#### Work to complete
Repeat what the lines below say, word for word, and skip every image.
▶
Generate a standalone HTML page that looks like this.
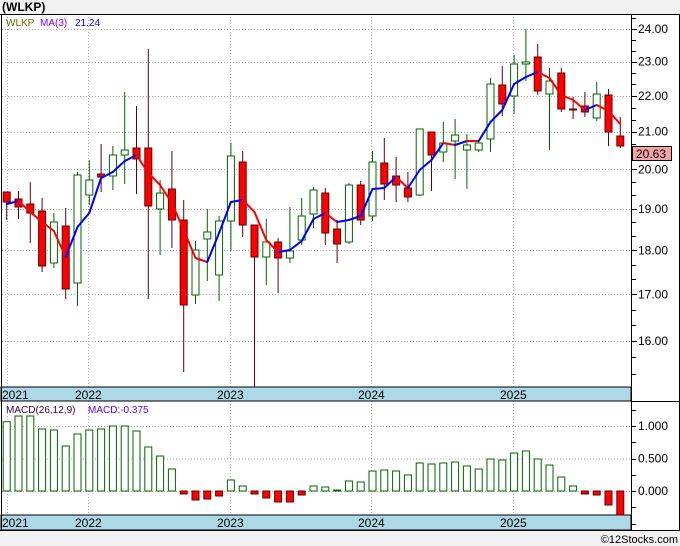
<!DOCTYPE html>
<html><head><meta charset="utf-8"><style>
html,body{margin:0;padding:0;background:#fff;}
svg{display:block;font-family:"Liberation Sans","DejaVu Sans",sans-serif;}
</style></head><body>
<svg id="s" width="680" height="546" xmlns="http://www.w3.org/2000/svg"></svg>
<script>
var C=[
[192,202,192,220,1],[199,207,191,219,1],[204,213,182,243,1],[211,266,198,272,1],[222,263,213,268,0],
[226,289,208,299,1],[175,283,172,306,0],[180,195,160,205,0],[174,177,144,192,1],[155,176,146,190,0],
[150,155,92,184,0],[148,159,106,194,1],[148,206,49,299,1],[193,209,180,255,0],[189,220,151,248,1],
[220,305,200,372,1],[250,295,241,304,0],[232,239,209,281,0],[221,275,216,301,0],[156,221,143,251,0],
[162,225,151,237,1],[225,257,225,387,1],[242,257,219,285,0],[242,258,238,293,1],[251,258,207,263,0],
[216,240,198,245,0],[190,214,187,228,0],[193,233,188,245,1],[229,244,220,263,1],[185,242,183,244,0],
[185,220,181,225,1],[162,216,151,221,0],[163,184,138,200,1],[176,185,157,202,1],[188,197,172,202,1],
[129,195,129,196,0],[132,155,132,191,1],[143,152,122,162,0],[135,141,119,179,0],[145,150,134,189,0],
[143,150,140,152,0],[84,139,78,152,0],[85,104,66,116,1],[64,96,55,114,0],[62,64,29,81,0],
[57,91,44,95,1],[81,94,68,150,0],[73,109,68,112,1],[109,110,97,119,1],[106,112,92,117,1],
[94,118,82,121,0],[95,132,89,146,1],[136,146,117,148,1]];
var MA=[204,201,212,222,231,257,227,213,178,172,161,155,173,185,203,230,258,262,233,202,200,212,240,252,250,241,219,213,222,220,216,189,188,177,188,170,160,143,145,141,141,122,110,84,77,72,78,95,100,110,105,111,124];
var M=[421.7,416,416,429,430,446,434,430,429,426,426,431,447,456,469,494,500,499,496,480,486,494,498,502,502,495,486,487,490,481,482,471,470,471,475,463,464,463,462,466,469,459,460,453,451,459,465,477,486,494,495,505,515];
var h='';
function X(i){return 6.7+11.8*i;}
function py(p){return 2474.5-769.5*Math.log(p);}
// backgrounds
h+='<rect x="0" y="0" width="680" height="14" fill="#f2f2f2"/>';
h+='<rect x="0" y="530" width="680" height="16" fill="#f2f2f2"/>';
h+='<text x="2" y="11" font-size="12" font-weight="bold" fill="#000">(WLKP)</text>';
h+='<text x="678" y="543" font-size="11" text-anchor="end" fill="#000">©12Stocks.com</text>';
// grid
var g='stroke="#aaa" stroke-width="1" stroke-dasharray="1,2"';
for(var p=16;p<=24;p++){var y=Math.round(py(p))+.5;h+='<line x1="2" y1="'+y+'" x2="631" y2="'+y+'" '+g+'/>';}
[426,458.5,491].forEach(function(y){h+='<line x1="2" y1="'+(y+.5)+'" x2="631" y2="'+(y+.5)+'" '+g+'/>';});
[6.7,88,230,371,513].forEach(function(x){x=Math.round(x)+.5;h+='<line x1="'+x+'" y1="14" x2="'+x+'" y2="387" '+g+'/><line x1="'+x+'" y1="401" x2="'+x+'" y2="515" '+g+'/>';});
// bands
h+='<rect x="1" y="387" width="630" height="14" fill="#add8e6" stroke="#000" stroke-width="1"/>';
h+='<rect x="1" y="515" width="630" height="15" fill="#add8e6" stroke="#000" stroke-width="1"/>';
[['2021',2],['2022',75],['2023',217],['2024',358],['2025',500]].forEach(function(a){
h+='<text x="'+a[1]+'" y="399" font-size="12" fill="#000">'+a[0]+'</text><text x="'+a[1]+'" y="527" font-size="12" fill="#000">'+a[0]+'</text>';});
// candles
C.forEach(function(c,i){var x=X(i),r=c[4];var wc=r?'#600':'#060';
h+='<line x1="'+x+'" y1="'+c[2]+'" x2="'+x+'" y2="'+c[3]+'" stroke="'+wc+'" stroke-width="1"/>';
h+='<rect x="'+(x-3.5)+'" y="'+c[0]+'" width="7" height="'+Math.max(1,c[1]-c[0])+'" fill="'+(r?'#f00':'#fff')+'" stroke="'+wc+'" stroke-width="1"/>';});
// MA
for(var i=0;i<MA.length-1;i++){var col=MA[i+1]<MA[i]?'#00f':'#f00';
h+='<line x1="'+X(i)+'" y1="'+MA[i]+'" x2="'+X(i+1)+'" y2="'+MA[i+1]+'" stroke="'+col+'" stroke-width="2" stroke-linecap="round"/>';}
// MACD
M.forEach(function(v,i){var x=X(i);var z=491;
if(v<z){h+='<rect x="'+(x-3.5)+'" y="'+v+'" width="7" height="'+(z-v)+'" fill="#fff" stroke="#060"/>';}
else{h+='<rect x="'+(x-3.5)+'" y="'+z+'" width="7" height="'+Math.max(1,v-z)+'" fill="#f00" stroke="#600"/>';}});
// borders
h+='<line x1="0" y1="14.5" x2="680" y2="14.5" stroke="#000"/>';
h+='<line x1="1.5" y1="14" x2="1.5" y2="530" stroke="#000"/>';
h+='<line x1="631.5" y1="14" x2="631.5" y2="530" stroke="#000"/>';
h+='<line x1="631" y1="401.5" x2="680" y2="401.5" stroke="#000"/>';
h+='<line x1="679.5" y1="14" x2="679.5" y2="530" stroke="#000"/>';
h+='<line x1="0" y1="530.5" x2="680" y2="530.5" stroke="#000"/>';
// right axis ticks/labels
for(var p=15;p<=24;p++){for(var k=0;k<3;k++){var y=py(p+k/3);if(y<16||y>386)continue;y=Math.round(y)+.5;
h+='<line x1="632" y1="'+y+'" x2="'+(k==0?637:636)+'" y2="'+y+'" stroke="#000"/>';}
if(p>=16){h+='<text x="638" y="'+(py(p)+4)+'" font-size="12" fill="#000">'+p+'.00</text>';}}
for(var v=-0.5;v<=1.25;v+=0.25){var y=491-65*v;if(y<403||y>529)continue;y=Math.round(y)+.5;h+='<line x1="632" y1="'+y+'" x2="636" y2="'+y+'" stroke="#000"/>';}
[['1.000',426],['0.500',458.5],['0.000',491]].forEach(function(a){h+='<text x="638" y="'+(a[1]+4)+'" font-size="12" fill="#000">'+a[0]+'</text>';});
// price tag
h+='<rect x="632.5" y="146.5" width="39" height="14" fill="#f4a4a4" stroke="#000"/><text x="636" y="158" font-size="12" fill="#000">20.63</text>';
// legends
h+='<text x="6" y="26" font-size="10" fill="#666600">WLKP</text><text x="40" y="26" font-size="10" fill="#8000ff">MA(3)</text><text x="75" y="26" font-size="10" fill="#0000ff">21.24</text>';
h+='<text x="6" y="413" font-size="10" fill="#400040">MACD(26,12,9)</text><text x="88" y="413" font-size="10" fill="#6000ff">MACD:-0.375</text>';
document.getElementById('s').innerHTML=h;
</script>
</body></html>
◀
#### Solution
Generate a standalone HTML page that looks like this.
<!DOCTYPE html>
<html><head><meta charset="utf-8"><style>
html,body{margin:0;padding:0;background:#fff;}
svg{display:block;font-family:"Liberation Sans","DejaVu Sans",sans-serif;}
</style></head><body>
<svg id="s" width="680" height="546" xmlns="http://www.w3.org/2000/svg"></svg>
<script>
var C=[
[192,202,192,220,1],[199,207,191,219,1],[204,213,182,243,1],[211,266,198,272,1],[222,263,213,268,0],
[226,289,208,299,1],[175,283,172,306,0],[180,195,160,205,0],[174,177,144,192,1],[155,176,146,190,0],
[150,155,92,184,0],[148,159,106,194,1],[148,206,49,299,1],[193,209,180,255,0],[189,220,151,248,1],
[220,305,200,372,1],[250,295,241,304,0],[232,239,209,281,0],[221,275,216,301,0],[156,221,143,251,0],
[162,225,151,237,1],[225,257,225,387,1],[242,257,219,285,0],[242,258,238,293,1],[251,258,207,263,0],
[216,240,198,245,0],[190,214,187,228,0],[193,233,188,245,1],[229,244,220,263,1],[185,242,183,244,0],
[185,220,181,225,1],[162,216,151,221,0],[163,184,138,200,1],[176,185,157,202,1],[188,197,172,202,1],
[129,195,129,196,0],[132,155,132,191,1],[143,152,122,162,0],[135,141,119,179,0],[145,150,134,189,0],
[143,150,140,152,0],[84,139,78,152,0],[85,104,66,116,1],[64,96,55,114,0],[62,64,29,81,0],
[57,91,44,95,1],[81,94,68,150,0],[73,109,68,112,1],[109,110,97,119,1],[106,112,92,117,1],
[94,118,82,121,0],[95,132,89,146,1],[136,146,117,148,1]];
var MA=[204,201,212,222,231,257,227,213,178,172,161,155,173,185,203,230,258,262,233,202,200,212,240,252,250,241,219,213,222,220,216,189,188,177,188,170,160,143,145,141,141,122,110,84,77,72,78,95,100,110,105,111,124];
var M=[421.7,416,416,429,430,446,434,430,429,426,426,431,447,456,469,494,500,499,496,480,486,494,498,502,502,495,486,487,490,481,482,471,470,471,475,463,464,463,462,466,469,459,460,453,451,459,465,477,486,494,495,505,515];
var h='';
function X(i){return 6.7+11.8*i;}
function py(p){return 2474.5-769.5*Math.log(p);}
// backgrounds
h+='<rect x="0" y="0" width="680" height="14" fill="#f2f2f2"/>';
h+='<rect x="0" y="530" width="680" height="16" fill="#f2f2f2"/>';
h+='<text x="2" y="11" font-size="12" font-weight="bold" fill="#000">(WLKP)</text>';
h+='<text x="678" y="543" font-size="11" text-anchor="end" fill="#000">©12Stocks.com</text>';
// grid
var g='stroke="#aaa" stroke-width="1" stroke-dasharray="1,2"';
for(var p=16;p<=24;p++){var y=Math.round(py(p))+.5;h+='<line x1="2" y1="'+y+'" x2="631" y2="'+y+'" '+g+'/>';}
[426,458.5,491].forEach(function(y){h+='<line x1="2" y1="'+(y+.5)+'" x2="631" y2="'+(y+.5)+'" '+g+'/>';});
[6.7,88,230,371,513].forEach(function(x){x=Math.round(x)+.5;h+='<line x1="'+x+'" y1="14" x2="'+x+'" y2="387" '+g+'/><line x1="'+x+'" y1="401" x2="'+x+'" y2="515" '+g+'/>';});
// bands
h+='<rect x="1" y="387" width="630" height="14" fill="#add8e6" stroke="#000" stroke-width="1"/>';
h+='<rect x="1" y="515" width="630" height="15" fill="#add8e6" stroke="#000" stroke-width="1"/>';
[['2021',2],['2022',75],['2023',217],['2024',358],['2025',500]].forEach(function(a){
h+='<text x="'+a[1]+'" y="399" font-size="12" fill="#000">'+a[0]+'</text><text x="'+a[1]+'" y="527" font-size="12" fill="#000">'+a[0]+'</text>';});
// candles
C.forEach(function(c,i){var x=X(i),r=c[4];var wc=r?'#600':'#060';
h+='<line x1="'+x+'" y1="'+c[2]+'" x2="'+x+'" y2="'+c[3]+'" stroke="'+wc+'" stroke-width="1"/>';
h+='<rect x="'+(x-3.5)+'" y="'+c[0]+'" width="7" height="'+Math.max(1,c[1]-c[0])+'" fill="'+(r?'#f00':'#fff')+'" stroke="'+wc+'" stroke-width="1"/>';});
// MA
for(var i=0;i<MA.length-1;i++){var col=MA[i+1]<MA[i]?'#00f':'#f00';
h+='<line x1="'+X(i)+'" y1="'+MA[i]+'" x2="'+X(i+1)+'" y2="'+MA[i+1]+'" stroke="'+col+'" stroke-width="2" stroke-linecap="round"/>';}
// MACD
M.forEach(function(v,i){var x=X(i);var z=491;
if(v<z){h+='<rect x="'+(x-3.5)+'" y="'+v+'" width="7" height="'+(z-v)+'" fill="#fff" stroke="#060"/>';}
else{h+='<rect x="'+(x-3.5)+'" y="'+z+'" width="7" height="'+Math.max(1,v-z)+'" fill="#f00" stroke="#600"/>';}});
// borders
h+='<line x1="0" y1="14.5" x2="680" y2="14.5" stroke="#000"/>';
h+='<line x1="1.5" y1="14" x2="1.5" y2="530" stroke="#000"/>';
h+='<line x1="631.5" y1="14" x2="631.5" y2="530" stroke="#000"/>';
h+='<line x1="631" y1="401.5" x2="680" y2="401.5" stroke="#000"/>';
h+='<line x1="679.5" y1="14" x2="679.5" y2="530" stroke="#000"/>';
h+='<line x1="0" y1="530.5" x2="680" y2="530.5" stroke="#000"/>';
// right axis ticks/labels
for(var p=15;p<=24;p++){for(var k=0;k<3;k++){var y=py(p+k/3);if(y<16||y>386)continue;y=Math.round(y)+.5;
h+='<line x1="632" y1="'+y+'" x2="'+(k==0?637:636)+'" y2="'+y+'" stroke="#000"/>';}
if(p>=16){h+='<text x="638" y="'+(py(p)+4)+'" font-size="12" fill="#000">'+p+'.00</text>';}}
for(var v=-0.5;v<=1.25;v+=0.25){var y=491-65*v;if(y<403||y>529)continue;y=Math.round(y)+.5;h+='<line x1="632" y1="'+y+'" x2="636" y2="'+y+'" stroke="#000"/>';}
[['1.000',426],['0.500',458.5],['0.000',491]].forEach(function(a){h+='<text x="638" y="'+(a[1]+4)+'" font-size="12" fill="#000">'+a[0]+'</text>';});
// price tag
h+='<rect x="632.5" y="146.5" width="39" height="14" fill="#f4a4a4" stroke="#000"/><text x="636" y="158" font-size="12" fill="#000">20.63</text>';
// legends
h+='<text x="6" y="26" font-size="10" fill="#666600">WLKP</text><text x="40" y="26" font-size="10" fill="#8000ff">MA(3)</text><text x="75" y="26" font-size="10" fill="#0000ff">21.24</text>';
h+='<text x="6" y="413" font-size="10" fill="#400040">MACD(26,12,9)</text><text x="88" y="413" font-size="10" fill="#6000ff">MACD:-0.375</text>';
document.getElementById('s').innerHTML=h;
</script>
</body></html>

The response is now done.